Comment est-ce qu’on bascule ? S’agit-il d’ailleurs d’un basculement ou plutôt d’un glissement ? Avec un texte, une mise en scène, qui montrent mais ne se posent pas en juges, David Gauchard et Marine Bachelot Nguyen essaient de mettre à jour les mécanismes de ce glissement idéologique, font confiance à la salle pour se saisir de ces questions. Volontairement d’ailleurs, en amont/en écho des futures élections. Avec, en plus, comme bien souvent, chez l’Unijambiste, une musique, ici au clavecin, dont la partition a été confiée à Olivier Mellano, qui vient se glisser entre les plis du texte. Rapprochant la pièce de l’actualité electorale, on laissera d’ailleurs les derniers mots au musicien qui concluait sa newsletter d’avril par ces mots : « Mais, même si l’on doute que ce soit entièrement à la hauteur de nos idéaux, nous essaierons de viser juste, à l’endroit du cœur, en espérant le miracle d’un retournement ou d’un rassemblement qui nous épargnerait le dégradé de haine, d’obscénité, de cynisme en embuscade. Et, plutôt que de se résigner, continuer d’envisager le miracle fût-ce un mirage. »

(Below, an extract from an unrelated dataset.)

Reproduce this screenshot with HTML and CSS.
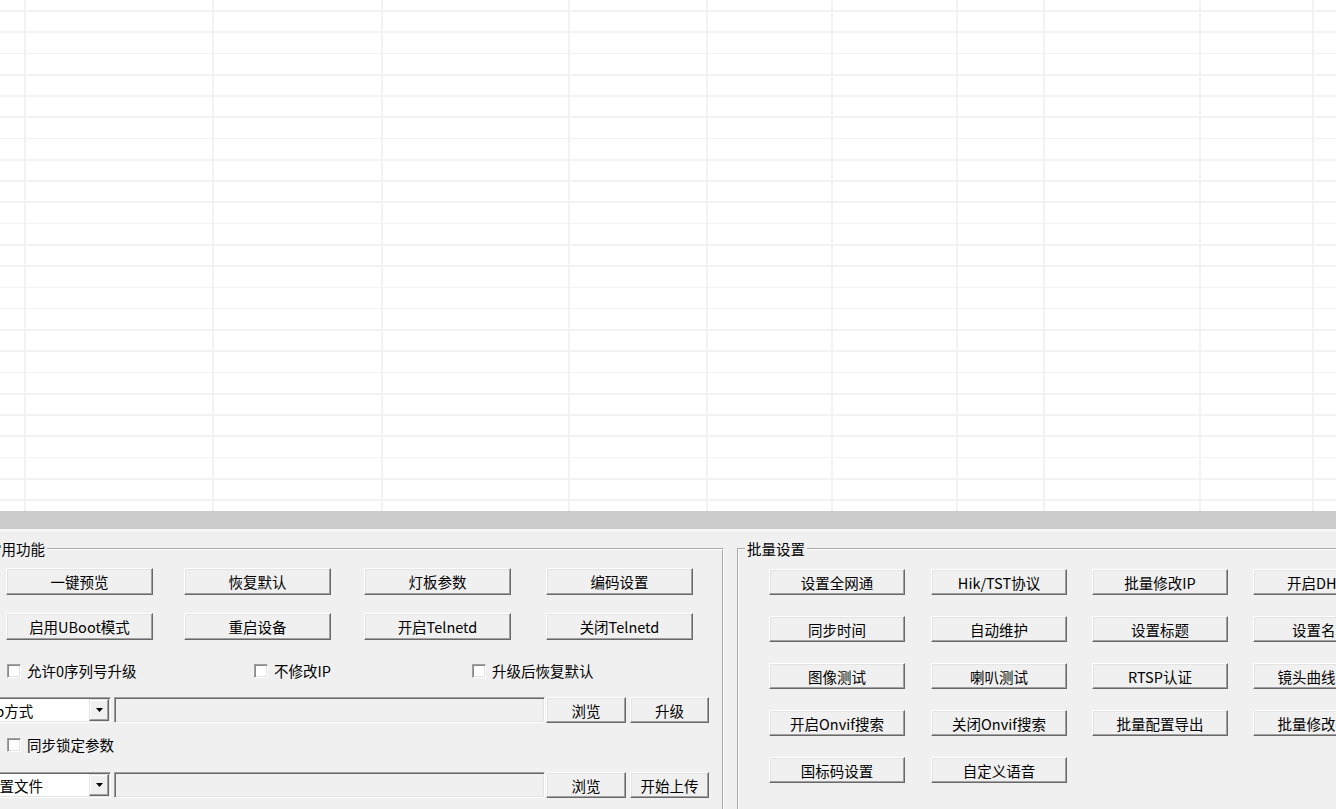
FILE: index.html
```html
<!DOCTYPE html>
<html lang="zh-CN">
<head>
<meta charset="utf-8">
<title>批量设置</title>
<link rel="stylesheet" href="styles.css">
</head>
<body>
<div class="app">
  <div class="list">
    <div class="col c1"></div>
    <div class="col c2"></div>
    <div class="col c3"></div>
    <div class="col c4"></div>
    <div class="col c5"></div>
    <div class="col c6"></div>
    <div class="col c7"></div>
    <div class="col c8"></div>
    <div class="col c9"></div>
    <div class="col c10"></div>
    <div class="col c11"></div>
  </div>
  <div class="splitter"></div>
  <div class="panel">
    <fieldset class="group group-common">
      <legend>常用功能</legend>
      <div class="common-grid">
        <button class="btn">一键预览</button>
        <button class="btn">恢复默认</button>
        <button class="btn">灯板参数</button>
        <button class="btn">编码设置</button>
        <button class="btn">启用UBoot模式</button>
        <button class="btn">重启设备</button>
        <button class="btn">开启Telnetd</button>
        <button class="btn">关闭Telnetd</button>
      </div>
      <div class="check-row check-row-top">
        <label class="check"><input type="checkbox" class="box">允许0序列号升级</label>
        <label class="check"><input type="checkbox" class="box">不修改IP</label>
        <label class="check"><input type="checkbox" class="box">升级后恢复默认</label>
      </div>
      <div class="file-row file-row-upgrade">
        <div class="combo"><span class="combo-text">ftp方式</span><span class="combo-btn"><svg width="7" height="4" viewBox="0 0 7 4"><path d="M0 0H7L3.5 4Z" fill="#000"/></svg></span></div>
        <div class="field"></div>
        <button class="btn btn-browse">浏览</button>
        <button class="btn btn-action">升级</button>
      </div>
      <div class="check-row check-row-lock">
        <label class="check"><input type="checkbox" class="box">同步锁定参数</label>
      </div>
      <div class="file-row file-row-upload">
        <div class="combo"><span class="combo-text">配置文件</span><span class="combo-btn"><svg width="7" height="4" viewBox="0 0 7 4"><path d="M0 0H7L3.5 4Z" fill="#000"/></svg></span></div>
        <div class="field"></div>
        <button class="btn btn-browse">浏览</button>
        <button class="btn btn-action">开始上传</button>
      </div>
    </fieldset>
    <fieldset class="group group-batch">
      <legend>批量设置</legend>
      <div class="batch-grid">
        <button class="btn">设置全网通</button>
        <button class="btn">Hik/TST协议</button>
        <button class="btn">批量修改IP</button>
        <button class="btn">开启DHCP</button>
        <button class="btn">同步时间</button>
        <button class="btn">自动维护</button>
        <button class="btn">设置标题</button>
        <button class="btn">设置名称</button>
        <button class="btn">图像测试</button>
        <button class="btn">喇叭测试</button>
        <button class="btn">RTSP认证</button>
        <button class="btn">镜头曲线校正</button>
        <button class="btn">开启Onvif搜索</button>
        <button class="btn">关闭Onvif搜索</button>
        <button class="btn">批量配置导出</button>
        <button class="btn">批量修改密码</button>
        <button class="btn">国标码设置</button>
        <button class="btn">自定义语音</button>
      </div>
    </fieldset>
  </div>
</div>
</body>
</html>
```

FILE: styles.css
```css
html, body {
  margin: 0;
  padding: 0;
}

body {
  width: 1336px;
  height: 809px;
  overflow: hidden;
  background: #f0f0f0;
  color: #000;
  font-family: "Noto Sans CJK SC", "Noto Sans", sans-serif;
  font-size: 14.5px;
  line-height: 17px;
}

.app {
  width: 1336px;
  height: 809px;
  overflow: hidden;
}

/* ---------- list view ---------- */
.list {
  height: 511px;
  display: flex;
  background-color: #ffffff;
  background-image: repeating-linear-gradient(
    to bottom,
    #f2f2f2 -11.27px,
    #f2f2f2 -9.57px,
    transparent -9.57px,
    transparent 10px
  );
}

.col {
  flex: none;
  box-sizing: border-box;
  border-right: 2px solid #f2f2f2;
}

.c1 { width: 26px; }
.c2 { width: 188px; }
.c3 { width: 169px; }
.c4 { width: 187px; }
.c5 { width: 138px; }
.c6 { width: 125px; }
.c7 { width: 125px; }
.c8 { width: 87px; }
.c9 { width: 156px; }
.c10 { width: 113px; }
.c11 { flex: 1; border-right: none; }

/* ---------- splitter ---------- */
.splitter {
  height: 18px;
  background: #cbcbcb;
}

/* ---------- bottom panel ---------- */
.panel {
  display: flex;
  align-items: flex-start;
  height: 280px;
  box-sizing: border-box;
  border-top: 3px solid #f6f6f6;
  padding-top: 8px;
  overflow: hidden;
}

.group {
  flex: none;
  margin: 0;
  padding: 0;
  min-width: 0;
  box-sizing: border-box;
  height: 420px;
  border: 2px groove #ffffff;
}

.group legend {
  margin-left: 6px;
  padding: 0 2px;
  line-height: 17px;
  height: 17px;
}

.group-common {
  width: 747px;
  margin-left: -23px;
}

.group-batch {
  width: 800px;
  margin-left: 13px;
}

/* ---------- buttons ---------- */
.btn {
  box-sizing: border-box;
  height: 27px;
  margin: 0;
  padding: 0;
  font: inherit;
  color: #000;
  background: #f0f0f0;
  border: 1px solid;
  border-color: #ffffff #696969 #696969 #ffffff;
  box-shadow: inset -1px -1px 0 #a0a0a0, inset 1px 1px 0 #e3e3e3;
  border-radius: 0;
  white-space: nowrap;
  overflow: hidden;
  text-align: center;
}

.common-grid {
  display: grid;
  grid-template-columns: 178px 180px 182px 147px;
  grid-auto-rows: 27px;
  row-gap: 18px;
  margin-top: 11px;
  padding-left: 27px;
}

.common-grid .btn {
  width: 147px;
}

.batch-grid {
  display: grid;
  grid-template-columns: 162px 161px 161px 136px;
  grid-auto-rows: 26px;
  row-gap: 21px;
  margin-top: 12px;
  padding-left: 30px;
}

.batch-grid .btn {
  width: 136px;
  height: 26px;
}

/* ---------- check boxes ---------- */
.check-row {
  display: grid;
  grid-template-columns: 247px 218px auto;
  height: 17px;
  padding-left: 28px;
}

.check-row-top {
  margin-top: 22px;
}

.check-row-lock {
  margin-top: 13px;
}

.check {
  display: flex;
  align-items: center;
  white-space: nowrap;
}

.box {
  appearance: none;
  -webkit-appearance: none;
  flex: none;
  box-sizing: border-box;
  width: 14px;
  height: 14px;
  margin: 0 6px 0 0;
  background: #ffffff;
  border: 1px solid;
  border-color: #a0a0a0 #ffffff #ffffff #a0a0a0;
  box-shadow: inset 1px 1px 0 #8a8a8a, inset -1px -1px 0 #e3e3e3;
}

/* ---------- file rows ---------- */
.file-row {
  display: flex;
  align-items: stretch;
  height: 26px;
  padding-left: 4px;
}

.file-row-upgrade {
  margin-top: 18px;
}

.file-row-upload {
  margin-top: 19px;
}

.combo {
  flex: none;
  display: flex;
  align-items: center;
  box-sizing: border-box;
  width: 128px;
  padding: 1px;
  background: #ffffff;
  border: 1px solid;
  border-color: #a0a0a0 #ffffff #ffffff #a0a0a0;
  box-shadow: inset 1px 1px 0 #696969, inset -1px -1px 0 #e3e3e3;
}

.combo-text {
  flex: 1;
  white-space: nowrap;
  overflow: hidden;
}

.combo-btn {
  flex: none;
  display: flex;
  align-items: center;
  justify-content: center;
  box-sizing: border-box;
  width: 20px;
  height: 22px;
  background: #f0f0f0;
  border: 1px solid;
  border-color: #e3e3e3 #696969 #696969 #e3e3e3;
  box-shadow: inset -1px -1px 0 #a0a0a0, inset 1px 1px 0 #ffffff;
}

.field {
  flex: none;
  box-sizing: border-box;
  width: 431px;
  margin-left: 3px;
  background: #f0f0f0;
  border: 1px solid;
  border-color: #a0a0a0 #ffffff #ffffff #a0a0a0;
  box-shadow: inset 1px 1px 0 #696969, inset -1px -1px 0 #e3e3e3;
}

.file-row .btn {
  height: 26px;
}

.btn-browse {
  width: 80px;
  margin-left: 1px;
}

.btn-action {
  width: 79px;
  margin-left: 4px;
}
```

Mythos présente Le Fils par David Gauchard le jeudi 6 avril 2017 et le vendredi 7 avril au Théâtre L’Aire Libre (2 place Jules Vallès – Saint-Jacques-de-la-Lande)
Tarifs – Plein tarif : 15 € / Tarif réduit : 12 € / Tarif VIF : 10 €
Texte de : Marine Bachelot Nguyen
D’après une idée originale de : David Gauchard
Mise en scène et scénographie : David Gauchard
Avec : Emmanuelle Hiron et Zacharie Brunel (enfant claveciniste)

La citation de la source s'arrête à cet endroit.